• WHAT TO DO: Tally the lines containing the word "React", and report the tally alone.

• STORED DATA:
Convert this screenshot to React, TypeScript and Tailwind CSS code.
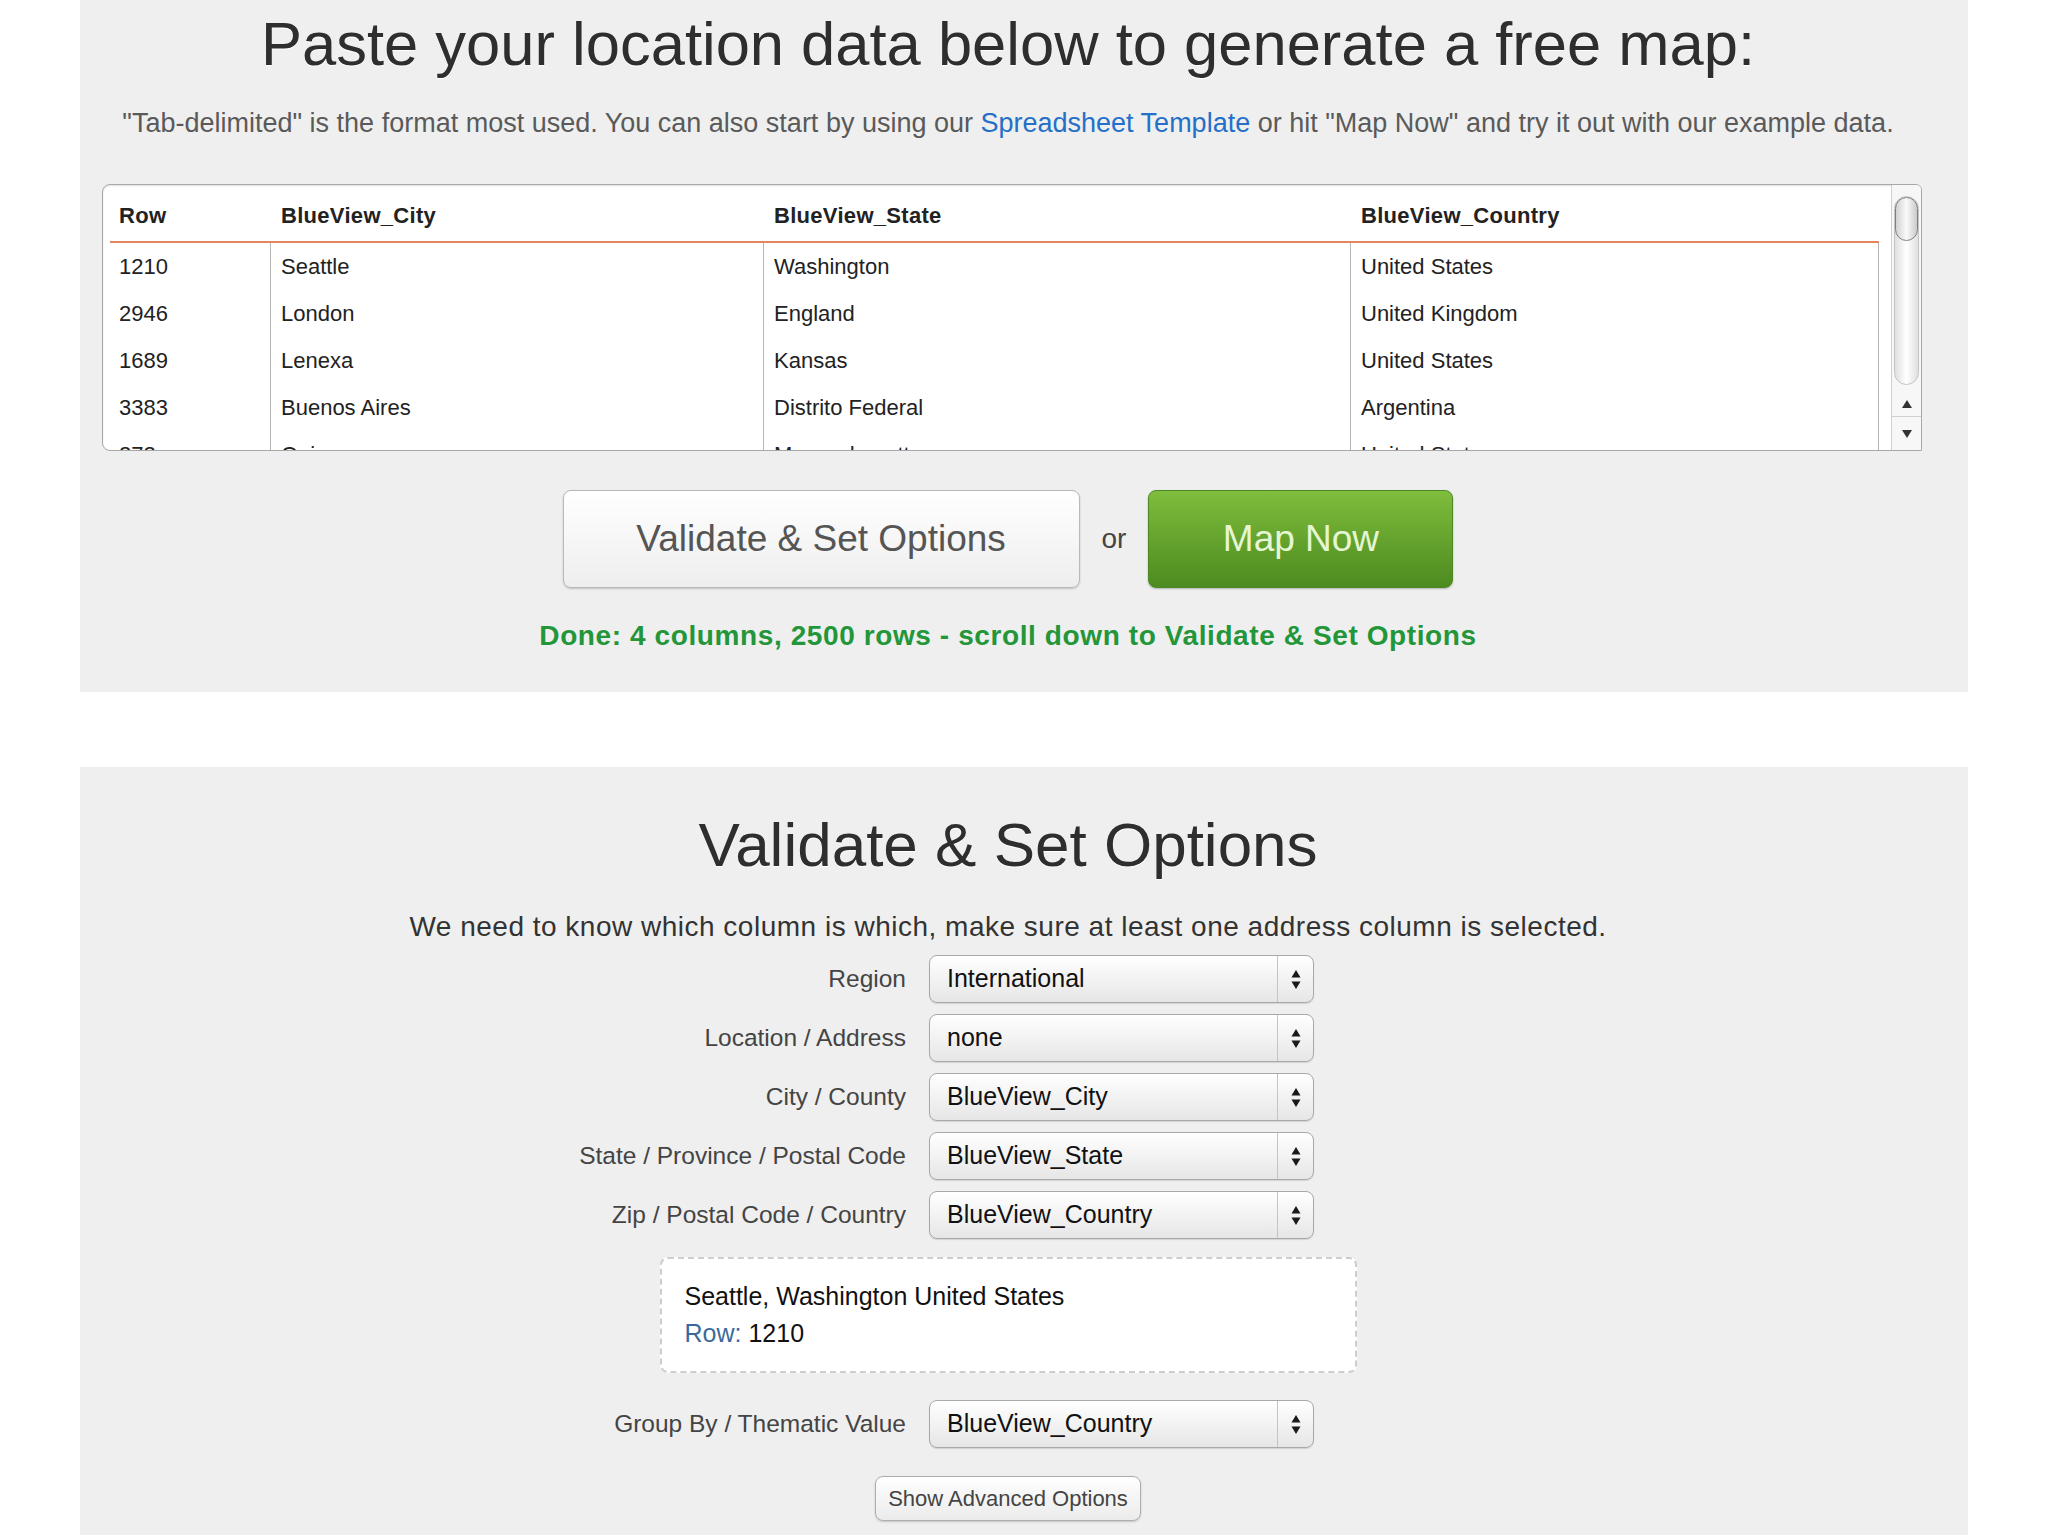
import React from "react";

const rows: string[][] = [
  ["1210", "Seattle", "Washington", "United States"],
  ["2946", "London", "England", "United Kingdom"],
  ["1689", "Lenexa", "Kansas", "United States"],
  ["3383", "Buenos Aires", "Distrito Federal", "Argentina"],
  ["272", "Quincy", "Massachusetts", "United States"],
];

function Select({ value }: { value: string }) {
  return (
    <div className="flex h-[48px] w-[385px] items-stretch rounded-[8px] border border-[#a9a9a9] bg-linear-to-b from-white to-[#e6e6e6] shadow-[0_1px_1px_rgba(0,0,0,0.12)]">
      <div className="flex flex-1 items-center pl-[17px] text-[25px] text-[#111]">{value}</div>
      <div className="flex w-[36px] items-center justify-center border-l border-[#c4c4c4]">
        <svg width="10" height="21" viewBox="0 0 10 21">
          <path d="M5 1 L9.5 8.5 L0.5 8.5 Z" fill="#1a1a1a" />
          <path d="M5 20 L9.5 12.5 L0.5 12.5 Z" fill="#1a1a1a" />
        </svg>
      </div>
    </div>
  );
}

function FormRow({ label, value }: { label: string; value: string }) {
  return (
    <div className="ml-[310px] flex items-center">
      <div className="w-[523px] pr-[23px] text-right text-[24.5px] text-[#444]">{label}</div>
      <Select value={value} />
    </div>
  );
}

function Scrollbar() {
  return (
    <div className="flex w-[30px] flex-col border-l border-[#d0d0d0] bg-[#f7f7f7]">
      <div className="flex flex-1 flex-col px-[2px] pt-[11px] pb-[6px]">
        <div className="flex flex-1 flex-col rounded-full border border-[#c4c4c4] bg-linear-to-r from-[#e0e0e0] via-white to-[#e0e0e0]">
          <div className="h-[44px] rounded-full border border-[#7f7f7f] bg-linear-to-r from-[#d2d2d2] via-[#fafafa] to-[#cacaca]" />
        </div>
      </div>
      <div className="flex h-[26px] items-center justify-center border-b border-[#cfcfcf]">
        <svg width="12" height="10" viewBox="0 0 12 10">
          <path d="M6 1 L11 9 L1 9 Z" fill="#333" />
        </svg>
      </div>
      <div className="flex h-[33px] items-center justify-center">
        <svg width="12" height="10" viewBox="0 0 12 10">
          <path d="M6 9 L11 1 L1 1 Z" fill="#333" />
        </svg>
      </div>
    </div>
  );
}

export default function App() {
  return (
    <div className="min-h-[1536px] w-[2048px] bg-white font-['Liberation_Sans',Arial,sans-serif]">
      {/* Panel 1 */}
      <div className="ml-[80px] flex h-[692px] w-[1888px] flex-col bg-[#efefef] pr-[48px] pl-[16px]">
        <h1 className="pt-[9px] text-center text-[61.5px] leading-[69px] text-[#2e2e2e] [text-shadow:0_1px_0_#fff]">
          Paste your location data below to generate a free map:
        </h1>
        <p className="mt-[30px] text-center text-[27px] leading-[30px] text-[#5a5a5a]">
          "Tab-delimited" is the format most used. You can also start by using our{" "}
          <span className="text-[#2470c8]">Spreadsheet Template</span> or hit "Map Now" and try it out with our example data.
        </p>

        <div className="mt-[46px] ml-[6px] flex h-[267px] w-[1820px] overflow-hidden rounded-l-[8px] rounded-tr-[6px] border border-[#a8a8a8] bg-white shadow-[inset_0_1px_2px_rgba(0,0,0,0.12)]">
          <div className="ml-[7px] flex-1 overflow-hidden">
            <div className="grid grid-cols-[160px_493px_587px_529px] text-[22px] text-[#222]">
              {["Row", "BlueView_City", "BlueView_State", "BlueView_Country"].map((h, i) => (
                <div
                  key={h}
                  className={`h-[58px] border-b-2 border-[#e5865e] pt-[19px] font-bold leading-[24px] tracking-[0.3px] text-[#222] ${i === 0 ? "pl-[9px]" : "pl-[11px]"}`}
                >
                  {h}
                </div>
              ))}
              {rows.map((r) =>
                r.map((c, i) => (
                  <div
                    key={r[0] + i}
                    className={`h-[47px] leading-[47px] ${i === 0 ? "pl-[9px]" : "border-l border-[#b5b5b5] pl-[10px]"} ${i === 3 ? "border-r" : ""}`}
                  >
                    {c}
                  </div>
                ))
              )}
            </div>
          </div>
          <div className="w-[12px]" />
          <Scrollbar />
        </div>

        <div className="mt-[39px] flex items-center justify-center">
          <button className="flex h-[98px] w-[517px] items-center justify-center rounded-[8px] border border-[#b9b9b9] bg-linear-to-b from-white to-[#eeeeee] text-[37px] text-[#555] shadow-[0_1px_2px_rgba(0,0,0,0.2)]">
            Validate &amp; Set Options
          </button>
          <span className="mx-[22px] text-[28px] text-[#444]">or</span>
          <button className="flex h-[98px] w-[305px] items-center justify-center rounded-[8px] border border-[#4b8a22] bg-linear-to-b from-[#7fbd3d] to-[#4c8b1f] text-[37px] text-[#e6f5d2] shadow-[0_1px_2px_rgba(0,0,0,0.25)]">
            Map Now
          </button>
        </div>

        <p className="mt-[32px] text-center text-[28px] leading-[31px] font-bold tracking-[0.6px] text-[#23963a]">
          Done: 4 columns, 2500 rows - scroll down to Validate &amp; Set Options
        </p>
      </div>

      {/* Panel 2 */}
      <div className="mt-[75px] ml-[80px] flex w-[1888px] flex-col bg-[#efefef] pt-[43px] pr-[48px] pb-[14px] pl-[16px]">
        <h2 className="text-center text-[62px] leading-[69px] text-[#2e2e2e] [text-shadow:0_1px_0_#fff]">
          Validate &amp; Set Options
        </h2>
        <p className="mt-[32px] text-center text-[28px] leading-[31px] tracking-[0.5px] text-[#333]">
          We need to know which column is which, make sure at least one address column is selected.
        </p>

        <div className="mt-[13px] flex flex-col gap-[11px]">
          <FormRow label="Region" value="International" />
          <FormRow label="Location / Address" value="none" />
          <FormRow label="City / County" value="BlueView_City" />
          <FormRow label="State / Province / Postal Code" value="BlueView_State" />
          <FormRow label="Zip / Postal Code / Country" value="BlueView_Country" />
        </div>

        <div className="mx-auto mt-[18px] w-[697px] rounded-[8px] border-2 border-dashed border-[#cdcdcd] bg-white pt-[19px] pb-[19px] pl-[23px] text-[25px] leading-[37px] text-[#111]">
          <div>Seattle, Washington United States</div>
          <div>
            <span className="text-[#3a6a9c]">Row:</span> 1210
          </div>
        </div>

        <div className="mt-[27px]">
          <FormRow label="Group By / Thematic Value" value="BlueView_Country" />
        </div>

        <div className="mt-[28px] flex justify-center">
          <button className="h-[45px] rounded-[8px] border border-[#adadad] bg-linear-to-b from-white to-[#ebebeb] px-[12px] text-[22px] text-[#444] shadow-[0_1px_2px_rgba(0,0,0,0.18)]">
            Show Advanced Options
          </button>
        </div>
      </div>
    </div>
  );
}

• ANSWER TO THE PROBLEM: 2